The European Court of Justice has made a Christmas present to more than 500 million EU citizens. With its new judgment on data retention (C-203/15 of 21 December 2016) – the highest court of the European Union stresses the importance of fundamental rights. All Member States are required to respect the rights represented in the European Charter of Fundamental Rights in their national legislation. The ECJ issued an important signal that can hardly be surmounted taking into account the current political discussions on internal and external threats and the strengthening of authoritarian political currents providing the public with simplistic answers to difficult questions.
The ECJ remains true to itself
The ruling of the European Court of Justice is in line with its judgment of 8 April 2014, by which the Court annulled Directive 2006/24/EC on the retention of data. The general obligation to retain traffic and location data required by this Directive was not limited to the absolutely necessary and thus disproportionate to the fundamental rights of respect for private life and the protection of personal data (Articles 7 and 8 of the European Charter of Fundamental Rights).
Despite the annulment of the Data Retention Directive by the ECJ, several Member States have continued or even broadened their practice of data retention. The latter took place in Great Britain, where shortly after the ECJ ruling – in July 2014 – a new legal basis for data retention was passed, which even went beyond the abolished EC directive. According to the British Parliament’s intention to implement the so-called “Investigatory Powers Act”, the major current commitments to compulsory data storage and the supervisory powers of the security authorities are to be extended in the short term and will include web services, in particular transactions on social networks. On November 29, 2016, the upper and lower house agreed on a corresponding legal text, which is to enter into force soon after its formal approval by the Queen. In other Member States, too, there are – differently broad-ranging – legal requirements which oblige providers of telecommunications and internet services to reserve traffic and location data whose conservation is not necessary for the provision or the billing of the respective service.
European Charter of Fundamental Rights binding for national legislature
A Swedish and a British court had asked the ECJ to clarify whether the respective national regulations on the retention of data corresponded to the European legal requirements.
In its new ruling the ECJ answered this question by stating that national regulations which provide a general and indiscriminate storage of data are not in line with the EU law. A national regulation providing for the storage of traffic and location data, is to be regarded as serious interference in fundamental rights. Member States must not maintain or re-adopt rules which are based on, or even go beyond, an EU act which has been annulled on grounds of its fundamental illegality.

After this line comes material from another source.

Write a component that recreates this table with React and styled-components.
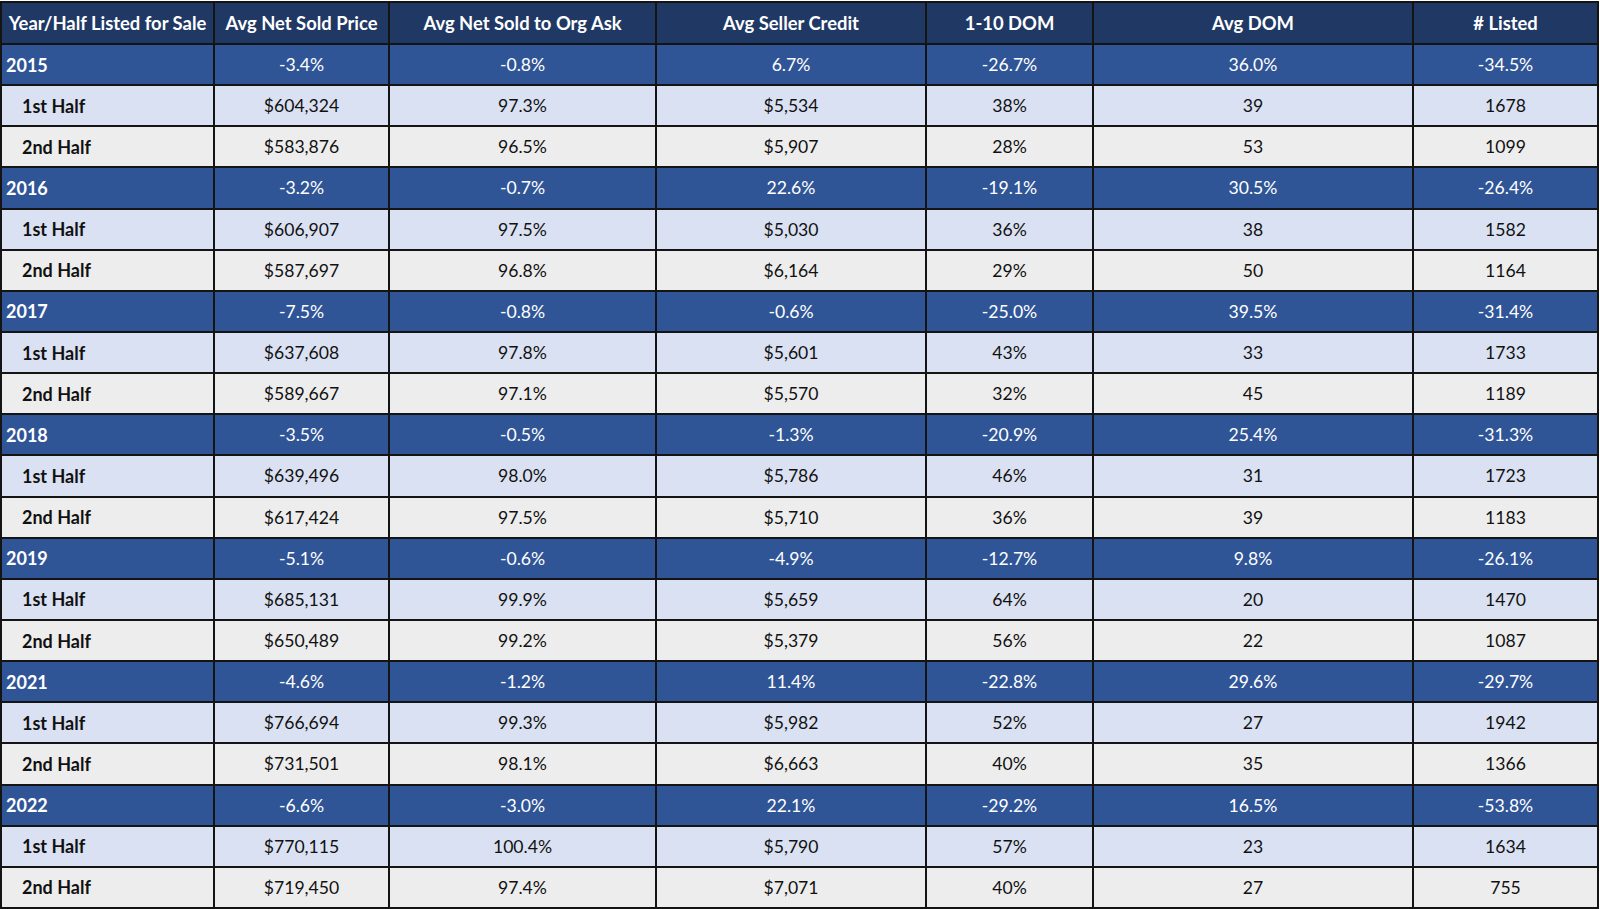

The provisions of EU law bind the national legislature. The EU Directive 2002/58/EC on data protection in electronic communications (the ePrivacy Directive) has to be interpreted in the light of the Charter of Fundamental Rights. Exceptions to the protection of personal data should be limited to the absolutely necessary. This applies not only to the rules on data retention, but also to the access of authorities to the stored data. A national provision providing for general and indiscriminate data retention which does not require a link between the purpose for which the data is originally intended to be stored and a threat to public security, and in particular is not limiting the data on a period and / or a geographical area and / or of a group of persons which could be involved in a serious criminal act, transcends the limits of the absolutely necessary and can not be regarded as justified in a democratic society. Laws of Member States that do not meet these requirements must be abolished or amended accordingly.
With regard to the contested British and Swedish laws, the competent national courts which had appealed to the ECJ are now required to enforce the ECJ ruling in substance. However, even the parliaments and governments of the Member States are, too, responsible for reviewing and, where appropriate, correcting the relevant provisions of national law.
What happens to German data retention?
The implications of the ECJ ruling for the German data retention recently reintroduced must also be urgently examined. The retention obligations of the new German Data Retention Act remain behind the predecessor regulation, which was repealed by the Federal Constitutional Court in 2010. However, it is highly doubtful whether the provisions of the ECJ will be fulfilled by the new data retention act, since it obliges the telecommunications providers to store the data without any material restriction on a specific area or a particular risk situation.
The fact that the Federal Government or the parliamentary fractions backing them will now carry out this examination in an objective manner appears to be highly unlikely in the light of the additional powers which they have recently decided to hand over to the security authorities. In the end, the Federal Constitutional Court will probably have to ensure clarity again.